Copy every line of the records below that holds the word "React".

[Start of TASK MATERIAL]

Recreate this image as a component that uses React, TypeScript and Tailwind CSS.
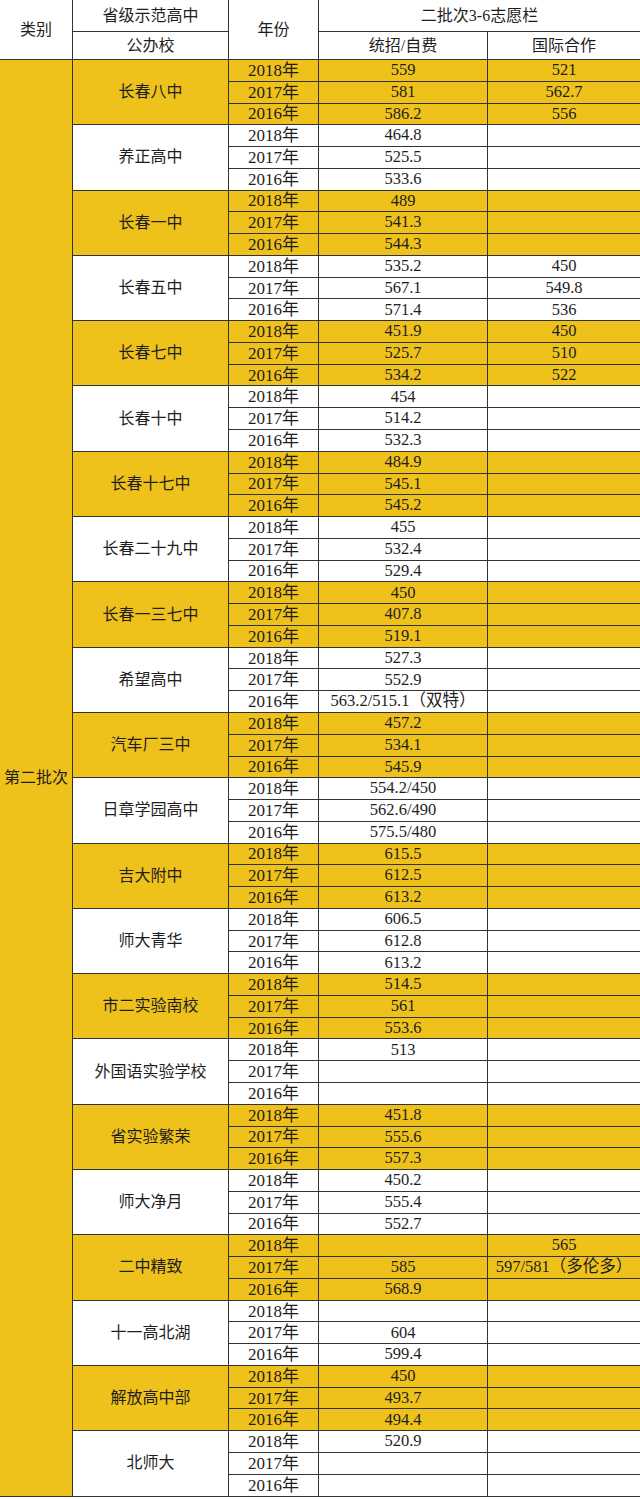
import React from 'react';

type School = {
  name: string;
  rows: [string, string][]; // 2018, 2017, 2016 -> [统招/自费, 国际合作]
};

const schools: School[] = [
  { name: '长春八中', rows: [['559', '521'], ['581', '562.7'], ['586.2', '556']] },
  { name: '养正高中', rows: [['464.8', ''], ['525.5', ''], ['533.6', '']] },
  { name: '长春一中', rows: [['489', ''], ['541.3', ''], ['544.3', '']] },
  { name: '长春五中', rows: [['535.2', '450'], ['567.1', '549.8'], ['571.4', '536']] },
  { name: '长春七中', rows: [['451.9', '450'], ['525.7', '510'], ['534.2', '522']] },
  { name: '长春十中', rows: [['454', ''], ['514.2', ''], ['532.3', '']] },
  { name: '长春十七中', rows: [['484.9', ''], ['545.1', ''], ['545.2', '']] },
  { name: '长春二十九中', rows: [['455', ''], ['532.4', ''], ['529.4', '']] },
  { name: '长春一三七中', rows: [['450', ''], ['407.8', ''], ['519.1', '']] },
  { name: '希望高中', rows: [['527.3', ''], ['552.9', ''], ['563.2/515.1（双特）', '']] },
  { name: '汽车厂三中', rows: [['457.2', ''], ['534.1', ''], ['545.9', '']] },
  { name: '日章学园高中', rows: [['554.2/450', ''], ['562.6/490', ''], ['575.5/480', '']] },
  { name: '吉大附中', rows: [['615.5', ''], ['612.5', ''], ['613.2', '']] },
  { name: '师大青华', rows: [['606.5', ''], ['612.8', ''], ['613.2', '']] },
  { name: '市二实验南校', rows: [['514.5', ''], ['561', ''], ['553.6', '']] },
  { name: '外国语实验学校', rows: [['513', ''], ['', ''], ['', '']] },
  { name: '省实验繁荣', rows: [['451.8', ''], ['555.6', ''], ['557.3', '']] },
  { name: '师大净月', rows: [['450.2', ''], ['555.4', ''], ['552.7', '']] },
  { name: '二中精致', rows: [['', '565'], ['585', '597/581（多伦多）'], ['568.9', '']] },
  { name: '十一高北湖', rows: [['', ''], ['604', ''], ['599.4', '']] },
  { name: '解放高中部', rows: [['450', ''], ['493.7', ''], ['494.4', '']] },
  { name: '北师大', rows: [['520.9', ''], ['', ''], ['', '']] },
];

const years = ['2018年', '2017年', '2016年'];

const cell = 'flex items-center justify-center border-[#333] whitespace-nowrap';

export default function App() {
  return (
    <div
      className="w-[640px] bg-white text-[#1e1e1e] text-[16px] leading-none"
      style={{ fontFamily: '"Liberation Serif", "Noto Sans CJK SC", serif' }}
    >
      <div className="grid grid-cols-[73px_156px_90px_169px_152px] grid-rows-[32px_28px_repeat(66,21.77px)]">
        {/* header */}
        <div className={`${cell} row-[span_2/span_2] border-r border-b`}>类别</div>
        <div className={`${cell} border-r border-b`}>省级示范高中</div>
        <div className={`${cell} row-[span_2/span_2] border-r border-b`}>年份</div>
        <div className={`${cell} col-[span_2/span_2] border-b`}>二批次3-6志愿栏</div>
        <div className={`${cell} col-start-2 border-r border-b`}>公办校</div>
        <div className={`${cell} col-start-4 border-r border-b`}>统招/自费</div>
        <div className={`${cell} border-b`}>国际合作</div>

        {/* category column */}
        <div className={`${cell} col-start-1 row-[span_66/span_66] bg-[#efc11b] border-r border-b`}>
          第二批次
        </div>

        {schools.map((s, i) => {
          const bg = i % 2 === 0 ? 'bg-[#efc11b]' : 'bg-white';
          const start = 3 + i * 3;
          return (
            <React.Fragment key={s.name}>
              <div
                className={`${cell} ${bg} col-start-2 row-span-3 border-r border-b`}
                style={{ gridRowStart: start }}
              >
                {s.name}
              </div>
              {s.rows.map((r, j) => (
                <React.Fragment key={j}>
                  <div
                    className={`${cell} ${bg} col-start-3 border-r border-b text-[17px]`}
                    style={{ gridRowStart: start + j }}
                  >
                    {years[j]}
                  </div>
                  <div
                    className={`${cell} ${bg} col-start-4 border-r border-b text-[16.5px]`}
                    style={{ gridRowStart: start + j }}
                  >
                    {r[0]}
                  </div>
                  <div
                    className={`${cell} ${bg} col-start-5 border-b text-[16.5px]`}
                    style={{ gridRowStart: start + j }}
                  >
                    {r[1]}
                  </div>
                </React.Fragment>
              ))}
            </React.Fragment>
          );
        })}
      </div>
    </div>
  );
}
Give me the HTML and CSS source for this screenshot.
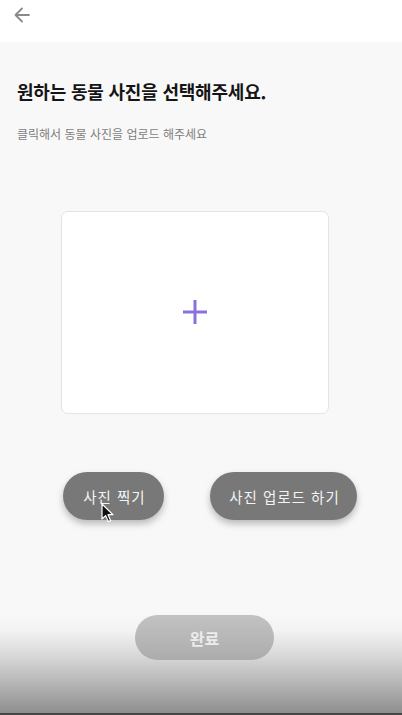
FILE: index.html
```html
<!DOCTYPE html>
<html lang="ko">
<head>
<meta charset="utf-8">
<link rel="stylesheet" href="styles.css">
</head>
<body>
<div class="app">
  <header class="topbar">
    <svg class="back" width="20" height="20" viewBox="0 0 20 20"><path d="M17 10H4M10 3.5L3.5 10L10 16.5" fill="none" stroke="#8a8a8a" stroke-width="1.8" stroke-linecap="round" stroke-linejoin="round"/></svg>
  </header>
  <main class="content">
    <h1 class="title">원하는 동물 사진을 선택해주세요.</h1>
    <p class="subtitle">클릭해서 동물 사진을 업로드 해주세요</p>
    <div class="card">
      <svg width="26" height="26" viewBox="0 0 26 26"><path d="M13 1V25M1 13H25" stroke="#8b71dd" stroke-width="3"/></svg>
    </div>
    <div class="actions">
      <button class="pill btn-take">사진 찍기
        <svg class="cursor" width="14" height="20" viewBox="0 0 14 20"><path d="M1 1V16L4.6 12.6L7.2 18.6L9.6 17.6L7 11.7H12Z" fill="#111" stroke="#fff" stroke-width="1.2" stroke-linejoin="round"/></svg>
      </button>
      <button class="pill btn-upload">사진 업로드 하기</button>
    </div>
  </main>
  <footer class="footer">
    <button class="done">완료</button>
  </footer>
</div>
</body>
</html>
```
FILE: styles.css
```css
* { box-sizing: border-box; }
html, body { margin: 0; padding: 0; }
body {
  background: #f8f8f8;
  font-family: "Noto Sans CJK KR", "Noto Sans", sans-serif;
  color: #111;
}
.app {
  min-height: 715px;
  display: flex;
  flex-direction: column;
}
.topbar {
  height: 42px;
  background: #fff;
  display: flex;
  align-items: center;
  padding-left: 12px;
  padding-bottom: 12px;
}
.back { display: block; }
.content {
  padding-left: 17px;
  flex: 1;
}
.title {
  margin: 37px 0 0;
  font-size: 18px;
  line-height: 24px;
  font-weight: 700;
  letter-spacing: -0.2px;
  color: #151515;
}
.subtitle {
  margin: 23px 0 0;
  font-size: 12px;
  line-height: 16px;
  color: #7d7d7d;
}
.card {
  margin: 69px 0 0 44px;
  width: 268px;
  height: 203px;
  background: #fff;
  border: 1px solid #e4e4e4;
  border-radius: 7px;
  display: flex;
  align-items: center;
  justify-content: center;
}
.card svg { margin-top: -2px; }
.actions {
  margin: 58px 0 0 46px;
  display: flex;
  gap: 46px;
}
.pill {
  position: relative;
  height: 48px;
  border: none;
  border-radius: 24px;
  background: #787878;
  color: #f4f4f4;
  font-family: "Noto Sans CJK KR", sans-serif;
  font-size: 14.5px;
  letter-spacing: 1px;
  box-shadow: 0 4px 7px rgba(0,0,0,0.25);
  padding: 0 0 0 2px;
}
.btn-take { width: 101px; }
.btn-upload { width: 147px; }
.cursor {
  position: absolute;
  left: 38px;
  top: 31px;
}
.footer {
  height: 103px;
  background: linear-gradient(to bottom, #f8f8f8 0%, #f3f3f3 18%, #d6d6d6 45%, #b0b0b0 75%, #8e8e8e 100%);
  border-bottom: 2px solid #454545;
  display: flex;
  justify-content: flex-start;
  padding: 3px 0 0 135px;
}
.done {
  width: 139px;
  height: 45px;
  border: none;
  border-radius: 23px;
  background: linear-gradient(to bottom, #c2c2c2, #acacac);
  color: #ececec;
  font-family: "Noto Sans CJK KR", sans-serif;
  font-size: 16px;
  font-weight: 700;
}
```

[End of TASK MATERIAL]

◆ TASK RESULT
Recreate this image as a component that uses React, TypeScript and Tailwind CSS.
import React from 'react';
            <React.Fragment key={s.name}>
                <React.Fragment key={j}>
                </React.Fragment>
            </React.Fragment>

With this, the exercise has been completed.